Assemble all lines in which the string "React" appears.

**** DATASET CONTENT

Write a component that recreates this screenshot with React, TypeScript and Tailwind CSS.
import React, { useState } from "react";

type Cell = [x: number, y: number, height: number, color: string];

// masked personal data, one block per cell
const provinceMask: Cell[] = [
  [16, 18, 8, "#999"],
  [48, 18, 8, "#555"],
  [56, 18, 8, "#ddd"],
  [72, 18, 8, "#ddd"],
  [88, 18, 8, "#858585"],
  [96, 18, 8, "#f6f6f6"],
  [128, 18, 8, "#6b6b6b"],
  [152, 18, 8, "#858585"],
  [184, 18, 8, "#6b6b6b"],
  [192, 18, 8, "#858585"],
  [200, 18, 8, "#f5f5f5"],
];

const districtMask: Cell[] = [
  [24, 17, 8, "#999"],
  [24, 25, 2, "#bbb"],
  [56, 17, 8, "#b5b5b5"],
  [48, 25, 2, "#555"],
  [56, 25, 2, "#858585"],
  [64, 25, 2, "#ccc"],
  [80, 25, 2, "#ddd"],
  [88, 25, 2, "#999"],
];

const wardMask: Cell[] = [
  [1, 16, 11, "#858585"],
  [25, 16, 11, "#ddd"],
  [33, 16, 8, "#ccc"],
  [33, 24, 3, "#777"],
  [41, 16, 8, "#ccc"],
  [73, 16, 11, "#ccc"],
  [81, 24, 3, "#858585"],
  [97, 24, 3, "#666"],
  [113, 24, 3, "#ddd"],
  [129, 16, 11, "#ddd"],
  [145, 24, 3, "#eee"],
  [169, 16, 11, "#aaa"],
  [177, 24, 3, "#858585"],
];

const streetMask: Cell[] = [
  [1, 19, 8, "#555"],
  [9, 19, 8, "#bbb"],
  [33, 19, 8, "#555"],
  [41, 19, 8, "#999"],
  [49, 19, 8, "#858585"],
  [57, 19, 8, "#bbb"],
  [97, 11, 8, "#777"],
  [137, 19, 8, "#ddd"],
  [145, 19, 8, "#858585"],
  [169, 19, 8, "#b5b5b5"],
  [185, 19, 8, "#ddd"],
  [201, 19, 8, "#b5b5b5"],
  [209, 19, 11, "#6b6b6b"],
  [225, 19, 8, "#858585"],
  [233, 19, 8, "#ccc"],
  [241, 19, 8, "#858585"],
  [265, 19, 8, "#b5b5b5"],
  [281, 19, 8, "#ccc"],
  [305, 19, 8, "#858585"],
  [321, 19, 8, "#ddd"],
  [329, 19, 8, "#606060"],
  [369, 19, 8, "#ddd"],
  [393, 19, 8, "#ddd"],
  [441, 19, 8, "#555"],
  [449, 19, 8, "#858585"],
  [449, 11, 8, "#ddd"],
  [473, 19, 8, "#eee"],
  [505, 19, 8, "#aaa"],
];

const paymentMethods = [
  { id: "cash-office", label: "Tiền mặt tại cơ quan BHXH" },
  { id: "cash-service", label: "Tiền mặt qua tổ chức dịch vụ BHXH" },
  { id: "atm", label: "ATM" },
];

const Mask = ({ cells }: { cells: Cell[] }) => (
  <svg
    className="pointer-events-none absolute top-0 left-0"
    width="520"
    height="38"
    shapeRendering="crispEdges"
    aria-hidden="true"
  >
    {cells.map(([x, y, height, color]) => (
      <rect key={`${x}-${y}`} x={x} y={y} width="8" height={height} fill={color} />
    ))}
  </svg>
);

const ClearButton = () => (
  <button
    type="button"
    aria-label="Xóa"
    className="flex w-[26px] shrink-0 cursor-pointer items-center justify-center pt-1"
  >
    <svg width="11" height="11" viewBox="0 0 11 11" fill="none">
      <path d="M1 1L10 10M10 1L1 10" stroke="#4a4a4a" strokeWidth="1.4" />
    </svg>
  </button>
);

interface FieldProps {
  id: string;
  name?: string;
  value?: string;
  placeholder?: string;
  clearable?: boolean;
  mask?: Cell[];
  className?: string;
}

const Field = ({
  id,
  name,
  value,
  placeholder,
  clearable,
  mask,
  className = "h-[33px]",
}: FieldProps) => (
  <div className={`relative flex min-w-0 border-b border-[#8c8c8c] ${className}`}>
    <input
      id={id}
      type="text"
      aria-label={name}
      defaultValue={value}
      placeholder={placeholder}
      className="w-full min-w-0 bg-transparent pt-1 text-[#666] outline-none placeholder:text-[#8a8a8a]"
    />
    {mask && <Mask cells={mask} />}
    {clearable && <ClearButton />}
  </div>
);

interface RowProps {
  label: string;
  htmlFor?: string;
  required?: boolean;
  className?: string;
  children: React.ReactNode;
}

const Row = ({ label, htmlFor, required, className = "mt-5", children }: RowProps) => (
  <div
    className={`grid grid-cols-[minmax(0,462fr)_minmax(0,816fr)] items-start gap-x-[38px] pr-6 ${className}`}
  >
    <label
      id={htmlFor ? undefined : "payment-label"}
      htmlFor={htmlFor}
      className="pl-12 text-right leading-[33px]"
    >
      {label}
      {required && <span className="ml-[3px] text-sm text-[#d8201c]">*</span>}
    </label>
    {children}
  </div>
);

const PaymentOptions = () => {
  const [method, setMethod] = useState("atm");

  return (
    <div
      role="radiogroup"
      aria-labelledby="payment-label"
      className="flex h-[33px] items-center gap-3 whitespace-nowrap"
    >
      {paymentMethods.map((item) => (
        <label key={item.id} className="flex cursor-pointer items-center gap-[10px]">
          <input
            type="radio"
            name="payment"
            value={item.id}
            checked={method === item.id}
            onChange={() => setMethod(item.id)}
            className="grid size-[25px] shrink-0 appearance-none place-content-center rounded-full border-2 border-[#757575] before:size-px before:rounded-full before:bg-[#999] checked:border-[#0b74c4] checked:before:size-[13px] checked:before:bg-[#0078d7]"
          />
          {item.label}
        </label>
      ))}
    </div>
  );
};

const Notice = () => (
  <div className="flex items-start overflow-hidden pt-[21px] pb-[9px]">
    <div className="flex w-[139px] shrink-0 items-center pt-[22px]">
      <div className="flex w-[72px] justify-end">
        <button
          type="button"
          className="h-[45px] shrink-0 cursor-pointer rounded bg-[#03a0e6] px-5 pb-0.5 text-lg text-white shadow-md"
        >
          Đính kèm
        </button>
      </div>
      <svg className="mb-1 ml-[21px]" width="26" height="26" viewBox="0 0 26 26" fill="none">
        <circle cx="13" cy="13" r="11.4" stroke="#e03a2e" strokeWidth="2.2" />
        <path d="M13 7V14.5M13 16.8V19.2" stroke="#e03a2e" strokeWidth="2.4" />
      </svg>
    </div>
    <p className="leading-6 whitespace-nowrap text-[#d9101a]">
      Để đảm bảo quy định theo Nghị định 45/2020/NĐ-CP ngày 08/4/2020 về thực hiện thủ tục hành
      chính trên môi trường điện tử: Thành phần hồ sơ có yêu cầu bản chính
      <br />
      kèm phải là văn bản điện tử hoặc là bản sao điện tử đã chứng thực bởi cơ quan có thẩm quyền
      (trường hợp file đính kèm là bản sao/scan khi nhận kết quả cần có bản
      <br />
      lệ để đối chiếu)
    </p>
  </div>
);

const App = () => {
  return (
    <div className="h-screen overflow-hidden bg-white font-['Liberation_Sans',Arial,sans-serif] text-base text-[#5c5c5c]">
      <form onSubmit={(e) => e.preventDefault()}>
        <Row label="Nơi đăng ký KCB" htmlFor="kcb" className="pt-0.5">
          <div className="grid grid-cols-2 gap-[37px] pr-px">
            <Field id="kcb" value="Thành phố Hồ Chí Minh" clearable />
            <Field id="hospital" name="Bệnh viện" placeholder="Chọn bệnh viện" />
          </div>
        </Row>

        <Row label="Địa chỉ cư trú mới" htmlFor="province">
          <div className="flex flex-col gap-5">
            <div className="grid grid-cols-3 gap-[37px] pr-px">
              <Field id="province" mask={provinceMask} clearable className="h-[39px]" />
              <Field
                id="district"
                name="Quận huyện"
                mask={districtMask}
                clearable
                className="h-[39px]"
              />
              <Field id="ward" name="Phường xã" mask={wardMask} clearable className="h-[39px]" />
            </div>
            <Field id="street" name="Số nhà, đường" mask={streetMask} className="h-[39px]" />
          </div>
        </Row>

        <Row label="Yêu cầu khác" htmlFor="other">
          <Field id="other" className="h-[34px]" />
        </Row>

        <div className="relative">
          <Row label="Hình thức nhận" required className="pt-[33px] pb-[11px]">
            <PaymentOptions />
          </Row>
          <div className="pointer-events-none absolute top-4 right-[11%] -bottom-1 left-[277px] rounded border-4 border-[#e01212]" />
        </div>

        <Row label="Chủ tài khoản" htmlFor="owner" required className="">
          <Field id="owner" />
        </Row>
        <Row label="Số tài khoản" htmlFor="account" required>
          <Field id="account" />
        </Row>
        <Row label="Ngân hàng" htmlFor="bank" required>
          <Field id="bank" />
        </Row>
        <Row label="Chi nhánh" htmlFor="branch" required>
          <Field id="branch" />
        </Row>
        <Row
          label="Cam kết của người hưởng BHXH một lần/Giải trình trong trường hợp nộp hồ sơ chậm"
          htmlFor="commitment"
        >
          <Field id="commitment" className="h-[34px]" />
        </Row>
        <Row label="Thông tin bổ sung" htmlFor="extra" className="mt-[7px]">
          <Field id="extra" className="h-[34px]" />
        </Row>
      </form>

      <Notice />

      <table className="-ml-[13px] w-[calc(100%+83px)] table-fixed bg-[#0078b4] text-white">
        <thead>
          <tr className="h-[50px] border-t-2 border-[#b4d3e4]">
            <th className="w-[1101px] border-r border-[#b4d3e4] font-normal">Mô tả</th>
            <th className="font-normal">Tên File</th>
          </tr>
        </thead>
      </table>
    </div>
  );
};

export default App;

********

** WORKED ANSWER **
Write a component that recreates this screenshot with React, TypeScript and Tailwind CSS.
import React, { useState } from "react";
  children: React.ReactNode;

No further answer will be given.